**Given data:**
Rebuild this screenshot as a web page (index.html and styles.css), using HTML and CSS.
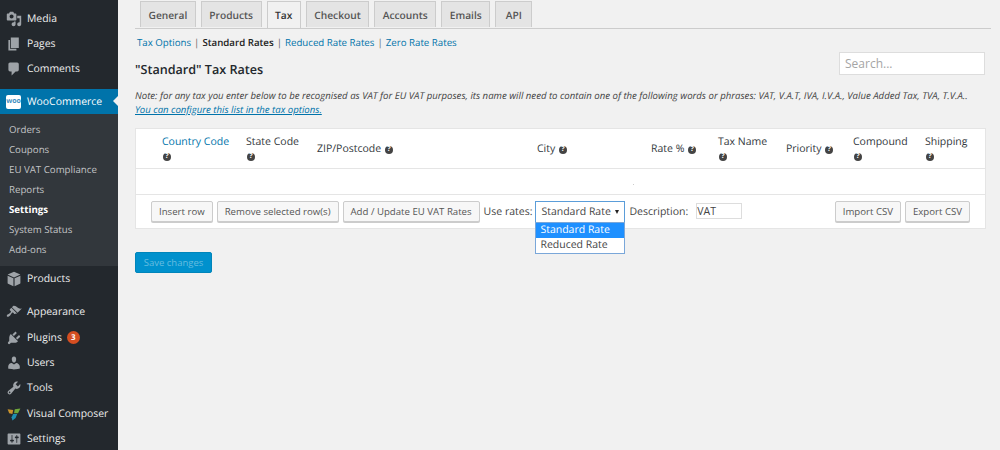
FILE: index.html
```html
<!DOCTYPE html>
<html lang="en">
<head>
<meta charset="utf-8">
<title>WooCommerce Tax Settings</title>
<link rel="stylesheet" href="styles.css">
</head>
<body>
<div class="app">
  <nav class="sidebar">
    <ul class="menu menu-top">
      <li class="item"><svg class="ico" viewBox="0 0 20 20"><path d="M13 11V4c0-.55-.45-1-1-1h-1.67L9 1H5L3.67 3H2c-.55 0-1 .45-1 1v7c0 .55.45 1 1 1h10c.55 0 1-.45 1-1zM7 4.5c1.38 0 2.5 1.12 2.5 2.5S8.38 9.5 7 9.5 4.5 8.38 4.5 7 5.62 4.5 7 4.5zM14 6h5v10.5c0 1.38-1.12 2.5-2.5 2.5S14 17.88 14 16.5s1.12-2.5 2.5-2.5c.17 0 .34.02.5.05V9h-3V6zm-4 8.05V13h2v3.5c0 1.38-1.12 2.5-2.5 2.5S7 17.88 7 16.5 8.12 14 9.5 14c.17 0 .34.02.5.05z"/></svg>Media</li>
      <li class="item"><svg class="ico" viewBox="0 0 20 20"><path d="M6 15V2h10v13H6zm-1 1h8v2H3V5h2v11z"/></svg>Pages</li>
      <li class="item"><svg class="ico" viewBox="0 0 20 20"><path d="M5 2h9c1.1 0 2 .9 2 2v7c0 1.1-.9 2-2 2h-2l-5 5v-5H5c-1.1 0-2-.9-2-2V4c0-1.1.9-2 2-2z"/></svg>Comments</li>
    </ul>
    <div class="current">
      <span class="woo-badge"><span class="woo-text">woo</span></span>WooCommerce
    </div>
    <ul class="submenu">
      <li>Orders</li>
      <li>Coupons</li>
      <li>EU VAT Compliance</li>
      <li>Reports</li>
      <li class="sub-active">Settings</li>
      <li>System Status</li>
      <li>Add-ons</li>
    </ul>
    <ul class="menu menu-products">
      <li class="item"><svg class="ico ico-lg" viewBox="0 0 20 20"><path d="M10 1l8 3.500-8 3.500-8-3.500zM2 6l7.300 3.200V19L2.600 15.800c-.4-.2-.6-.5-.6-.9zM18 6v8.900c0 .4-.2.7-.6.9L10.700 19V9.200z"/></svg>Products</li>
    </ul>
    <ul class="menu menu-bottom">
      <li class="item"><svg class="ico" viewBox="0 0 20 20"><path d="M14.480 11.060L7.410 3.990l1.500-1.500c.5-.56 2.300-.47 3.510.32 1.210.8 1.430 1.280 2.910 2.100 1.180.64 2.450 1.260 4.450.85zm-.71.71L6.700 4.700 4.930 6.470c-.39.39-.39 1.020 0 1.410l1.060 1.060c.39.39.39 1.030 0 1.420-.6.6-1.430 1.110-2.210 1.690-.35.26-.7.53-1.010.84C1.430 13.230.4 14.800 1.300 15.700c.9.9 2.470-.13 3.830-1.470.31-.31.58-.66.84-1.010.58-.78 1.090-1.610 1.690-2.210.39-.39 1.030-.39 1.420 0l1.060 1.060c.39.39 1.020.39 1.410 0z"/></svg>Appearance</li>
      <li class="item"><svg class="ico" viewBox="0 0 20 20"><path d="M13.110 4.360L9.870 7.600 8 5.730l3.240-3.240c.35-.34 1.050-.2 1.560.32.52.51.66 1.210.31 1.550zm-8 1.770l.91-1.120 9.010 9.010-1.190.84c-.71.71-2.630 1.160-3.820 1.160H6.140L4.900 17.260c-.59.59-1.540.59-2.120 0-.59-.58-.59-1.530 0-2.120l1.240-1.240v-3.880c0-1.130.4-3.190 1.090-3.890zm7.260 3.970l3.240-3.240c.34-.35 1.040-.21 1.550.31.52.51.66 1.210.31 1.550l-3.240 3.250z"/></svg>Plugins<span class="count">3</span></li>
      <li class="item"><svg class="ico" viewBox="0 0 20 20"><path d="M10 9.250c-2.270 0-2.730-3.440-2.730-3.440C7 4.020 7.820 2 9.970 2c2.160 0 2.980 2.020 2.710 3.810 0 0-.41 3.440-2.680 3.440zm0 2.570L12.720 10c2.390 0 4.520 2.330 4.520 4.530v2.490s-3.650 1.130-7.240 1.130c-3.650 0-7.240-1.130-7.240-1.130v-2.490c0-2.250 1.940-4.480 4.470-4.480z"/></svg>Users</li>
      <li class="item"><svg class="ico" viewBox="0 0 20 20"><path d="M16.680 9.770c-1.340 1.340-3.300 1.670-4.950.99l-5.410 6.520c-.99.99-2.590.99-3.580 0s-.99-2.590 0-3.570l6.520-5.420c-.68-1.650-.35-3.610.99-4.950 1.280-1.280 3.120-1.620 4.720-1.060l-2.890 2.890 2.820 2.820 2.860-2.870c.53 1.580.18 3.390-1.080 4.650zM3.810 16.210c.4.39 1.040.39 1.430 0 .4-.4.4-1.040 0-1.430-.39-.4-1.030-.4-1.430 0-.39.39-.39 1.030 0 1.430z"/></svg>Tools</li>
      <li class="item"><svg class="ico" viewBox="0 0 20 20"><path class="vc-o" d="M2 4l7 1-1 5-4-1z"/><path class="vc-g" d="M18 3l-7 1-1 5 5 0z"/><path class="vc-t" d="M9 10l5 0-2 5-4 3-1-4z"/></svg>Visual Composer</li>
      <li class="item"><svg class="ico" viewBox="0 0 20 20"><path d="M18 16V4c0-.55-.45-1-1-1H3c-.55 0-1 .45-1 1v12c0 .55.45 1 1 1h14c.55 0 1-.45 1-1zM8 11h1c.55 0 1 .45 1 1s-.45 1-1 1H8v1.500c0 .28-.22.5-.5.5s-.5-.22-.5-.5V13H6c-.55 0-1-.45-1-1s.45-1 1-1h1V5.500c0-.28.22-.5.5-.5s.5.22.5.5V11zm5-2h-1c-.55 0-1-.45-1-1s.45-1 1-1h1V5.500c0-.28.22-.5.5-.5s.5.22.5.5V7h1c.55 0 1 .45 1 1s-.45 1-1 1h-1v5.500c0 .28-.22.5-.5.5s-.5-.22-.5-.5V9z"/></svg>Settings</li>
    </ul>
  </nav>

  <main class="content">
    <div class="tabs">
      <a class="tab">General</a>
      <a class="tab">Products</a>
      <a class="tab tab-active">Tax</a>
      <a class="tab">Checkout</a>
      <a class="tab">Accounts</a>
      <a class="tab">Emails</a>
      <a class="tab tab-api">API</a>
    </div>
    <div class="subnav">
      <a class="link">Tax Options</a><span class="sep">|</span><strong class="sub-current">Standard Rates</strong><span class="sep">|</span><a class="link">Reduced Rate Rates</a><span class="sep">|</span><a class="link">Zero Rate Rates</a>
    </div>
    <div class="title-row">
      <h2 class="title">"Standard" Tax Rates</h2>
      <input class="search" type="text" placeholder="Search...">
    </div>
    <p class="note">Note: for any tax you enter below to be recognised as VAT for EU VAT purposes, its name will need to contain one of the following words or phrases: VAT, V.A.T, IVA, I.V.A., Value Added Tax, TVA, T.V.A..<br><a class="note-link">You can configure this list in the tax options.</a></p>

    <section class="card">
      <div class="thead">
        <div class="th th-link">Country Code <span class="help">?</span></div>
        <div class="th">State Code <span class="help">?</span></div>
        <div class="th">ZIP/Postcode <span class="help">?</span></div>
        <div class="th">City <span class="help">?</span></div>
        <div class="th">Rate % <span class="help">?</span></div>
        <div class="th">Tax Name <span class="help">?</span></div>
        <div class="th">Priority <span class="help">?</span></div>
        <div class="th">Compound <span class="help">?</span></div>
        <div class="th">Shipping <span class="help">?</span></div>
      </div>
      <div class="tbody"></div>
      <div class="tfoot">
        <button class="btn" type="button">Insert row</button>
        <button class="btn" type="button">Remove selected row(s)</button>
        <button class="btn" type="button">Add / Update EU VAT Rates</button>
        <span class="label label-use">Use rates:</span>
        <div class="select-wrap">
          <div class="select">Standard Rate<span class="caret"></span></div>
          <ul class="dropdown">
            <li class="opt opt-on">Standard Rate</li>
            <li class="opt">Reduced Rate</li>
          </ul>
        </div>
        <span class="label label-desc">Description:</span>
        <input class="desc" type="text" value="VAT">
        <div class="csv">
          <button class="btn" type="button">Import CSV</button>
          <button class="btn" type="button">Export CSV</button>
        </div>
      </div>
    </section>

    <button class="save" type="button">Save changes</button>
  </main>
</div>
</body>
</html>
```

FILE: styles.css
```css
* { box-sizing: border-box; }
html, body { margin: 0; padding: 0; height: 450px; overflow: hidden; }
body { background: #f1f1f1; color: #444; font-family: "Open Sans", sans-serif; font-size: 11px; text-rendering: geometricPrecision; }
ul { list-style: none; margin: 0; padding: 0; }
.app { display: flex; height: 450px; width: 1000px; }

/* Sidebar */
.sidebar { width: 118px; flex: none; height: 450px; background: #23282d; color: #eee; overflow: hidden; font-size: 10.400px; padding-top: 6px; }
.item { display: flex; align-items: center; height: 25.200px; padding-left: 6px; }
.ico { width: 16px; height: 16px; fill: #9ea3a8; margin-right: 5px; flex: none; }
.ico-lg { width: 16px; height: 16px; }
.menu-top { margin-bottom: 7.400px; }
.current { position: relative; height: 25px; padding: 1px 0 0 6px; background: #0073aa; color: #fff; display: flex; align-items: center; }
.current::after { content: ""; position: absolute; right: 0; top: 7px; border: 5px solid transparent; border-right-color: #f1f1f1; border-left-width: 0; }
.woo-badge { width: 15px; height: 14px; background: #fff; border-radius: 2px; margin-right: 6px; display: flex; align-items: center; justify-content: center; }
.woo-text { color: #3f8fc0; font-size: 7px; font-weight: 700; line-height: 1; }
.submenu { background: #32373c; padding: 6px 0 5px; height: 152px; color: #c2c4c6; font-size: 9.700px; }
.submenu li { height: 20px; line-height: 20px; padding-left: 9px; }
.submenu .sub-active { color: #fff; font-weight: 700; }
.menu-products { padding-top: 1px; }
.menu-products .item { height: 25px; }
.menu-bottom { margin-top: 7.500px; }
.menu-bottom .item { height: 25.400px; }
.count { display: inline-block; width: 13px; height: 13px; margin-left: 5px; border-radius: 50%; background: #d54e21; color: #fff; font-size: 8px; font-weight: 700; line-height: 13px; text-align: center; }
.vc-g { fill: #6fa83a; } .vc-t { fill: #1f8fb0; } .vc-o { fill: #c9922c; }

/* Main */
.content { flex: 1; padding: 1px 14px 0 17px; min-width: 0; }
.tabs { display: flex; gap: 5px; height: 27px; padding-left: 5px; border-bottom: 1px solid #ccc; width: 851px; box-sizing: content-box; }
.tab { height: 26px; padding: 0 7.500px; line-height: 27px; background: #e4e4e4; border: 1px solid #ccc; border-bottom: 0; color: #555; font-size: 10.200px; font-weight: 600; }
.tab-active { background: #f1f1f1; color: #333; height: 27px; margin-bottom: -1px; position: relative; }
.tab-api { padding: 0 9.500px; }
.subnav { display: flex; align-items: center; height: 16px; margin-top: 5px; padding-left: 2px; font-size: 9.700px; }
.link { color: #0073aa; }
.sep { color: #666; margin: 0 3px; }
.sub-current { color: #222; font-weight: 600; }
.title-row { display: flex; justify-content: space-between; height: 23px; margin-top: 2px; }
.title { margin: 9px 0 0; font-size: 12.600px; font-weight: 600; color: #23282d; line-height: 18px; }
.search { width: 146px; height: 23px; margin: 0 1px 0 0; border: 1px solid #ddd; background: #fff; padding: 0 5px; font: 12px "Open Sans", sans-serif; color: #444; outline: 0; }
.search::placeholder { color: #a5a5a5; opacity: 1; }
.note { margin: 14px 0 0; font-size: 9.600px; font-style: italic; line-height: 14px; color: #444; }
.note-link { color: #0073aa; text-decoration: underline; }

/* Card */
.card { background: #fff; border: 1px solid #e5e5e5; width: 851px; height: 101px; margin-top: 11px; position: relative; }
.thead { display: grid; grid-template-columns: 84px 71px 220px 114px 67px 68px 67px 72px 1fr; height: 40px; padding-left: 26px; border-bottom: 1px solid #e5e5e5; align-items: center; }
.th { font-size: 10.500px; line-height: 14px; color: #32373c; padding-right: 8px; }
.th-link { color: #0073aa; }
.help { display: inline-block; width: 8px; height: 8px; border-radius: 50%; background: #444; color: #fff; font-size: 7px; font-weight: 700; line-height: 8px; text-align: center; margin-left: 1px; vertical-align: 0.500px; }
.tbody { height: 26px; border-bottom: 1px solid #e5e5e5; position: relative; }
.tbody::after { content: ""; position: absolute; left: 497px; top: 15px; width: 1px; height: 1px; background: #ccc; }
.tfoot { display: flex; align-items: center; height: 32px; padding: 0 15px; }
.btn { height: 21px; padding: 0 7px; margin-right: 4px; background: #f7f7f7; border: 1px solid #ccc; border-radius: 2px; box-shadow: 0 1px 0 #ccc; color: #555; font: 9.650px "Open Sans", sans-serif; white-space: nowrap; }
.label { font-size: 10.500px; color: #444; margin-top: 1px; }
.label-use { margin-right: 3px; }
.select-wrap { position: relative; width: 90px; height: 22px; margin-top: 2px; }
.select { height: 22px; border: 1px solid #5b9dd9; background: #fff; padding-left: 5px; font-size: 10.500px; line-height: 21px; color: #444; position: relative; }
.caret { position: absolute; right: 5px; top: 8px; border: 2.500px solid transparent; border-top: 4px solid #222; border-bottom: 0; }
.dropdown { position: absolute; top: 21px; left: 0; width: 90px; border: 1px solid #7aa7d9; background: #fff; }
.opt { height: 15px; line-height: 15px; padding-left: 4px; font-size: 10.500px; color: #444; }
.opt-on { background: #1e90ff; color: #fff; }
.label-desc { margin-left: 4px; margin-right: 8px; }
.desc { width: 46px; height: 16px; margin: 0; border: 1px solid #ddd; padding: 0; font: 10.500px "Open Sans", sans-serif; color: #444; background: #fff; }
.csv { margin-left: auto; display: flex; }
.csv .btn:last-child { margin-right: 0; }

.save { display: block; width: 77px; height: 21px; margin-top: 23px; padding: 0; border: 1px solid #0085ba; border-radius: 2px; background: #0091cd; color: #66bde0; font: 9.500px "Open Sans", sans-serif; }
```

**The problem:**
Every line that holds the string "this" should be returned.

**Task response:**
Rebuild this screenshot as a web page (index.html and styles.css), using HTML and CSS.
    <p class="note">Note: for any tax you enter below to be recognised as VAT for EU VAT purposes, its name will need to contain one of the following words or phrases: VAT, V.A.T, IVA, I.V.A., Value Added Tax, TVA, T.V.A..<br><a class="note-link">You can configure this list in the tax options.</a></p>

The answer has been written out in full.